Today across Michigan many businesses are closed, absenteeism is up and even state legislators are taking the day off. This is Michigan’s unofficial state holiday, the first day of firearm deer season.
Hunter Gabe Van Wormer and I recently went walking through some woods just north of Lansing. The area is hemmed in with suburban neighborhoods. But there are deer in these woods.
"It’s a nice little thicket back here…there’s a bedding area where there are some deer back in this area," Van Wormer says as we climb a small hill, "What I’m doing is looking for some sign…maybe a scrap or a rub where the deer left their calling card if you will.”
As we walk, Van Wormer says hunting for him is about being in nature. He says its also about family.
“My dad got me into it about 20 years ago…and actually before that he was taking me out into the tree stand with him and deer blinds…tradition runs strong in my family," says Van Wormer.
Van Wormer says he’s looking forward to bringing his two young sons out hunting with him next year. That’s good news for the state officials in charge of hunting in Michigan. They’re concerned not enough young people are taking up the sport. That has a few ripple effects, one of them being economic.
Rodney Stokes is the director of the state Department of Natural Resources. He says the two week firearm deer season generates about a half billion dollars for the Michigan economy.
"And this creates jobs. It creates economic opportunity," says Stokes, "A lot of people say the two weeks of firearm deer season…in many of the small businesses in our state…it equates to Black Friday after Thanksgiving…(in the way) it brings economic opportunity into those small communities.”

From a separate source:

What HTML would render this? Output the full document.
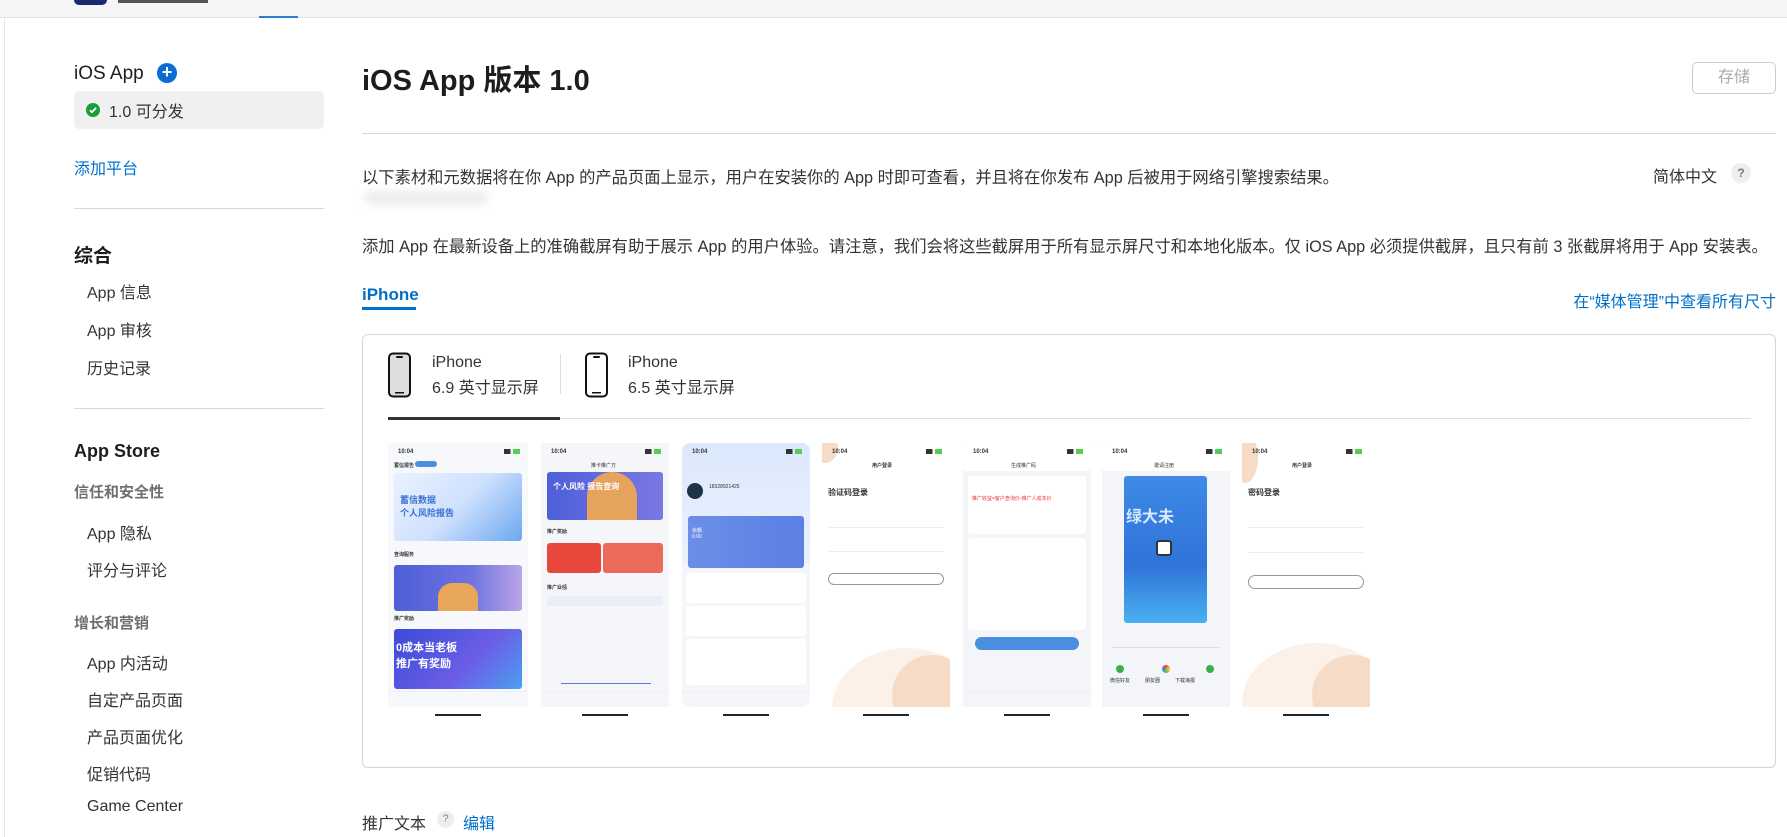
<!DOCTYPE html>
<html><head><meta charset="utf-8"><style>
*{box-sizing:border-box;margin:0;padding:0}
body{width:1787px;height:837px;overflow:hidden;background:#fff;font-family:"Liberation Sans","Noto Sans CJK SC",sans-serif;color:#1d1d1f;position:relative}
.a{position:absolute;white-space:nowrap}
.nav{position:absolute;left:0;top:0;width:1787px;height:18px;background:#f5f5f7;border-bottom:1px solid #e3e3e6}
.side{font-size:16px;color:#333}
.blue{color:#0070c9}
.hd{font-weight:bold;font-size:19px;color:#1d1d1f}
.sub{font-size:15px;color:#6e6e73;font-weight:bold}
.shot{position:absolute;top:443px;width:128px;height:264px;background:#fff;overflow:hidden;font-size:5px;color:#333}
.bar{position:absolute;top:714px;width:46px;height:2px;background:#222}
.sb{position:absolute;top:6px;left:10px;font-size:6px;font-weight:bold}
.sbr{position:absolute;top:6px;right:8px;width:16px;height:5px;background:linear-gradient(90deg,#333 40%,transparent 40%,transparent 55%,#5c5 55%)}
.blk{position:absolute;border-radius:3px}
.ln{position:absolute;height:1px;background:#eee}
</style></head><body>
<div class="nav"></div>
<div class="a" style="left:74px;top:0;width:33px;height:5px;background:#1b2a6b;border-radius:0 0 6px 6px"></div>
<div class="a" style="left:118px;top:0;width:90px;height:3px;background:#555"></div>
<div class="a" style="left:259px;top:16px;width:39px;height:2px;background:#2d7dd2"></div>
<div class="a" style="left:4px;top:18px;width:1px;height:819px;background:#e6e6e6"></div>

<!-- sidebar -->
<div class="a" style="left:74px;top:63px;font-size:19px;color:#1d1d1f">iOS App</div>
<div class="a" style="left:157px;top:63px;width:20px;height:20px;border-radius:50%;background:#0a6ed1;color:#fff;font-size:18px;font-weight:bold;line-height:19px;text-align:center">+</div>
<div class="a" style="left:74px;top:91px;width:250px;height:38px;background:#f0f0f0;border-radius:5px"></div>
<div class="a" style="left:86px;top:103px;width:14px;height:14px;border-radius:50%;background:#1a9e3a"></div>
<svg class="a" style="left:86px;top:103px" width="14" height="14"><path d="M4 7.2l2 2 4-4.4" stroke="#fff" stroke-width="1.8" fill="none"/></svg>
<div class="a side" style="left:109px;top:100px;font-size:16px;top:98px">1.0 可分发</div>
<div class="a side blue" style="left:74px;top:155px">添加平台</div>
<div class="a" style="left:74px;top:208px;width:250px;height:1px;background:#d8d8d8"></div>
<div class="a hd" style="left:74px;top:241px">综合</div>
<div class="a side" style="left:87px;top:279px">App 信息</div>
<div class="a side" style="left:87px;top:317px">App 审核</div>
<div class="a side" style="left:87px;top:355px">历史记录</div>
<div class="a" style="left:74px;top:408px;width:250px;height:1px;background:#d8d8d8"></div>
<div class="a hd" style="left:74px;top:441px;font-size:18px">App Store</div>
<div class="a sub" style="left:74px;top:481px">信任和安全性</div>
<div class="a side" style="left:87px;top:520px">App 隐私</div>
<div class="a side" style="left:87px;top:557px">评分与评论</div>
<div class="a sub" style="left:74px;top:612px">增长和营销</div>
<div class="a side" style="left:87px;top:650px">App 内活动</div>
<div class="a side" style="left:87px;top:687px">自定产品页面</div>
<div class="a side" style="left:87px;top:724px">产品页面优化</div>
<div class="a side" style="left:87px;top:761px">促销代码</div>
<div class="a side" style="left:87px;top:798px">Game Center</div>

<!-- main -->
<div class="a" style="left:362px;top:57px;font-size:29px;font-weight:bold">iOS App 版本 1.0</div>
<div class="a" style="left:1692px;top:62px;width:84px;height:32px;border:1px solid #ccc;border-radius:5px;color:#aaa;font-size:16px;text-align:center;line-height:30px">存储</div>
<div class="a" style="left:362px;top:133px;width:1414px;height:1px;background:#d8d8d8"></div>
<div class="a" style="left:362px;top:164px;font-size:16.3px;color:#333">以下素材和元数据将在你 App 的产品页面上显示，用户在安装你的 App 时即可查看，并且将在你发布 App 后被用于网络引擎搜索结果。</div>
<div class="a" style="left:1653px;top:163px;font-size:16px;color:#333">简体中文</div>
<div class="a" style="left:1731px;top:163px;width:20px;height:20px;border-radius:50%;background:#eee;color:#777;font-size:12px;text-align:center;line-height:20px;font-weight:bold">?</div>
<div class="a" style="left:364px;top:191px;width:124px;height:14px;background:#ededed;filter:blur(4px);border-radius:7px"></div>
<div class="a" style="left:362px;top:233px;font-size:16.3px;color:#333">添加 App 在最新设备上的准确截屏有助于展示 App 的用户体验。请注意，我们会将这些截屏用于所有显示屏尺寸和本地化版本。仅 iOS App 必须提供截屏，且只有前 3 张截屏将用于 App 安装表。</div>
<div class="a" style="left:362px;top:285px;font-size:17px;font-weight:bold;color:#0070c9">iPhone</div>
<div class="a" style="left:362px;top:307px;width:54px;height:3px;background:#0070c9"></div>
<div class="a" style="right:11px;top:288px;font-size:16px;color:#0070c9">在“媒体管理”中查看所有尺寸</div>

<div class="a" style="left:362px;top:334px;width:1414px;height:434px;border:1px solid #d5d5d5;border-radius:6px"></div>
<svg class="a" style="left:387px;top:352px" width="28" height="47"><rect x="2" y="1.5" width="21" height="43" rx="4" fill="#ddd" stroke="#111" stroke-width="2"/><rect x="9" y="4" width="7" height="2" rx="1" fill="#111"/><rect x="8" y="40" width="9" height="1.5" fill="#111"/></svg>
<div class="a" style="left:432px;top:354px;font-size:16px;color:#333">iPhone</div>
<div class="a" style="left:432px;top:374px;font-size:16px;color:#333">6.9 英寸显示屏</div>
<div class="a" style="left:560px;top:354px;width:1px;height:40px;background:#ddd"></div>
<svg class="a" style="left:584px;top:352px" width="28" height="47"><rect x="2" y="1.5" width="21" height="43" rx="4" fill="#fff" stroke="#111" stroke-width="2"/><rect x="9" y="4" width="7" height="2" rx="1" fill="#111"/><rect x="8" y="40" width="9" height="1.5" fill="#111"/></svg>
<div class="a" style="left:628px;top:354px;font-size:16px;color:#333">iPhone</div>
<div class="a" style="left:628px;top:374px;font-size:16px;color:#333">6.5 英寸显示屏</div>
<div class="a" style="left:388px;top:418px;width:1363px;height:1px;background:#ddd"></div>
<div class="a" style="left:388px;top:417px;width:172px;height:3px;background:#333"></div>

<!-- screenshots -->
<div class="shot" style="left:388px;width:140px;background:#f7f8fb"><div class="sb">10:04</div><div class="sbr"></div>
<div class="a" style="left:6px;top:19px;font-weight:bold">蓄信报告</div><div class="blk" style="left:27px;top:18px;width:22px;height:6px;background:#4a8fe0"></div>
<div class="blk" style="left:6px;top:30px;width:128px;height:68px;background:linear-gradient(135deg,#eaf2ff,#cfe0ff 50%,#6aa8ef)"></div>
<div class="a" style="left:12px;top:50px;font-size:9px;color:#3b6fd0;font-weight:bold">蓄信数据<br>个人风险报告</div>
<div class="a" style="left:6px;top:108px;font-weight:bold">查询服务</div>
<div class="blk" style="left:6px;top:122px;width:128px;height:46px;background:linear-gradient(90deg,#4e5fd8,#6e72e0 60%,#b9a6e6)"></div>
<div class="blk" style="left:50px;top:140px;width:40px;height:28px;background:#e7a65a;border-radius:14px 14px 0 0"></div>
<div class="a" style="left:6px;top:172px;font-weight:bold">推广奖励</div>
<div class="blk" style="left:6px;top:186px;width:128px;height:60px;background:linear-gradient(135deg,#3b4bd8,#6b5fe6 60%,#4aa0f0)"></div>
<div class="a" style="left:8px;top:196px;font-size:11px;color:#fff;font-weight:bold">0成本当老板<br>推广有奖励</div>
<div class="ln" style="left:0;top:248px;width:140px"></div></div>

<div class="shot" style="left:541px;background:#f5f6fa"><div class="sb">10:04</div><div class="sbr"></div>
<div class="a" style="left:50px;top:19px">推卡推广方</div>
<div class="blk" style="left:6px;top:29px;width:116px;height:48px;background:linear-gradient(90deg,#4e5fd8,#7a78e4)"></div>
<div class="blk" style="left:46px;top:29px;width:50px;height:48px;background:#e6a35c;border-radius:25px 25px 0 0"></div>
<div class="a" style="left:12px;top:38px;font-size:8px;color:#fff;font-weight:bold">个人风险 报告查询</div>
<div class="a" style="left:6px;top:85px;font-weight:bold">推广奖励</div>
<div class="blk" style="left:6px;top:100px;width:54px;height:30px;background:#e8483c"></div>
<div class="blk" style="left:62px;top:100px;width:60px;height:30px;background:#ec6a5a"></div>
<div class="a" style="left:6px;top:141px;font-weight:bold">推广业绩</div>
<div class="blk" style="left:6px;top:153px;width:116px;height:10px;background:#eaeef7"></div>
<div class="ln" style="left:20px;top:240px;width:90px;background:#5a7bd8"></div>
<div class="ln" style="left:0;top:248px;width:128px"></div></div>

<div class="shot" style="left:682px;background:#f4f6fa;border-radius:8px"><div class="blk" style="left:0;top:0;width:128px;height:120px;background:linear-gradient(#dbe8fc,#eaf1fd);border-radius:8px 8px 0 0"></div><div class="sb">10:04</div><div class="sbr"></div>
<div class="blk" style="left:5px;top:40px;width:16px;height:16px;border-radius:50%;background:#1d3346"></div>
<div class="a" style="left:27px;top:41px">18328921425</div>
<div class="blk" style="left:6px;top:73px;width:116px;height:52px;background:linear-gradient(90deg,#6b8fe8,#5b7fe4)"></div>
<div class="a" style="left:10px;top:84px;color:#fff">余额<br>0.00</div>
<div class="blk" style="left:4px;top:130px;width:120px;height:30px;background:#fff"></div>
<div class="blk" style="left:4px;top:163px;width:120px;height:30px;background:#fff"></div>
<div class="blk" style="left:4px;top:196px;width:120px;height:46px;background:#fff"></div>
<div class="ln" style="left:0;top:248px;width:128px"></div></div>

<div class="shot" style="left:822px;background:#fff"><div class="blk" style="left:-10px;top:-10px;width:26px;height:30px;border-radius:50%;background:#f6dcc6"></div><div class="sb">10:04</div><div class="sbr"></div>
<div class="a" style="left:50px;top:19px;font-weight:bold">用户登录</div>
<div class="a" style="left:6px;top:44px;font-size:8px;font-weight:bold">验证码登录</div>
<div class="ln" style="left:6px;top:84px;width:116px"></div>
<div class="ln" style="left:6px;top:108px;width:116px"></div>
<div class="blk" style="left:6px;top:130px;width:116px;height:12px;border:1px solid #999;border-radius:6px"></div>
<div class="blk" style="left:10px;top:205px;width:150px;height:120px;border-radius:50%;background:#fbf1e8"></div>
<div class="blk" style="left:70px;top:212px;width:80px;height:80px;border-radius:50%;background:#f6dcc6"></div>
</div>

<div class="shot" style="left:963px;background:#f4f5f8"><div class="blk" style="left:0;top:0;width:128px;height:28px;background:#fff"></div><div class="sb">10:04</div><div class="sbr"></div>
<div class="a" style="left:48px;top:19px">生成推广码</div>
<div class="blk" style="left:5px;top:33px;width:118px;height:58px;background:#fff"></div>
<div class="a" style="left:9px;top:52px;color:#e33">推广收益=客户查询价-推广人成本价</div>
<div class="blk" style="left:5px;top:95px;width:118px;height:92px;background:#fff"></div>
<div class="blk" style="left:12px;top:194px;width:104px;height:13px;background:#4a8ee0;border-radius:7px"></div>
<div class="ln" style="left:0;top:248px;width:128px"></div></div>

<div class="shot" style="left:1102px;background:#f4f5f8"><div class="blk" style="left:0;top:0;width:128px;height:28px;background:#fff"></div><div class="sb">10:04</div><div class="sbr"></div>
<div class="a" style="left:52px;top:19px">邀请注册</div>
<div class="blk" style="left:22px;top:33px;width:83px;height:147px;background:linear-gradient(#3e8ae6,#2f73d8 60%,#4ab0f0)"></div>
<div class="a" style="left:24px;top:60px;font-size:16px;color:#d7e9ff;font-weight:bold">绿大未</div>
<div class="blk" style="left:54px;top:97px;width:16px;height:16px;background:#fff;border:2px solid #333"></div>
<div class="ln" style="left:10px;top:204px;width:108px;background:#ddd"></div>
<div class="blk" style="left:14px;top:222px;width:8px;height:8px;border-radius:50%;background:#3bb04a"></div>
<div class="blk" style="left:60px;top:222px;width:8px;height:8px;border-radius:50%;background:conic-gradient(#e44,#fc3,#4c4,#48f,#e44)"></div>
<div class="blk" style="left:104px;top:222px;width:8px;height:8px;border-radius:50%;background:#3bb04a"></div>
<div class="a" style="left:8px;top:234px">微信好友　　　朋友圈　　　下载海报</div>
</div>

<div class="shot" style="left:1242px;background:#fff"><div class="blk" style="left:-10px;top:-10px;width:26px;height:50px;border-radius:50%;background:#f6dcc6"></div><div class="sb">10:04</div><div class="sbr"></div>
<div class="a" style="left:50px;top:19px;font-weight:bold">用户登录</div>
<div class="a" style="left:6px;top:44px;font-size:8px;font-weight:bold">密码登录</div>
<div class="ln" style="left:6px;top:84px;width:116px"></div>
<div class="ln" style="left:6px;top:109px;width:116px"></div>
<div class="blk" style="left:6px;top:132px;width:116px;height:14px;border:1px solid #999;border-radius:7px"></div>
<div class="blk" style="left:0;top:200px;width:150px;height:120px;border-radius:50%;background:#fbf1e8"></div>
<div class="blk" style="left:70px;top:212px;width:80px;height:80px;border-radius:50%;background:#f6dcc6"></div>
</div>
<div class="bar" style="left:435px"></div><div class="bar" style="left:582px"></div><div class="bar" style="left:723px"></div><div class="bar" style="left:863px"></div><div class="bar" style="left:1004px"></div><div class="bar" style="left:1143px"></div><div class="bar" style="left:1283px"></div>

<div class="a" style="left:362px;top:810px;font-size:16px;color:#333">推广文本</div>
<div class="a" style="left:437px;top:811px;width:17px;height:17px;border-radius:50%;background:#eee;color:#888;font-size:11px;text-align:center;line-height:17px">?</div>
<div class="a" style="left:463px;top:810px;font-size:16px;color:#0070c9">编辑</div>
</body></html>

“This is just one of our coolers…I have got four coolers here," says Bret Griffis. The owner of the the Jerome Country Market, located US 12 in Hillsdale County, is showing me around his business.
“This cooler alone will hold 600 deer….and you can see a few of the deer carcasses we have hanging there," says Griffis.
During the fall, the Jerome Country Market’s team of butchers will process about 4,000, up to 350 a day at the height of deer season. Griffis says deer season represents about 50 percent of his business.
"So we rely on the deer season to kind of get us through …over the hump and through the slow months that are coming," says Griffis.
During the first two days of firearm deer season, the deer are not just in the store. The market features what it calls the state's largest buck pole, where Griffis says up to 200 bucks will hang, to judged and prizes will be awarded.
Hunter Gabe Van Wormer expects the deer he’ll harvest this fall will feed his family into July.
Back in the woods, Van Wormer and I stumbled across a pair of young bucks. The two darted from their hiding place in some high thickets. But one paused.
“He doesn’t want to leave...he keeps looking down in that thicket…because I’m assuming he’s got a doe down there," says Van Wormer.
The deer stands still for a few moments, then bolts to the relative safety of a clump of trees.
"There he goes….very cool," says Van Wormer in a low breath, "It’s always neat to see deer in the woods.”
That’s something the more than 600,000 licensed deer hunters would also like to see during the next few weeks.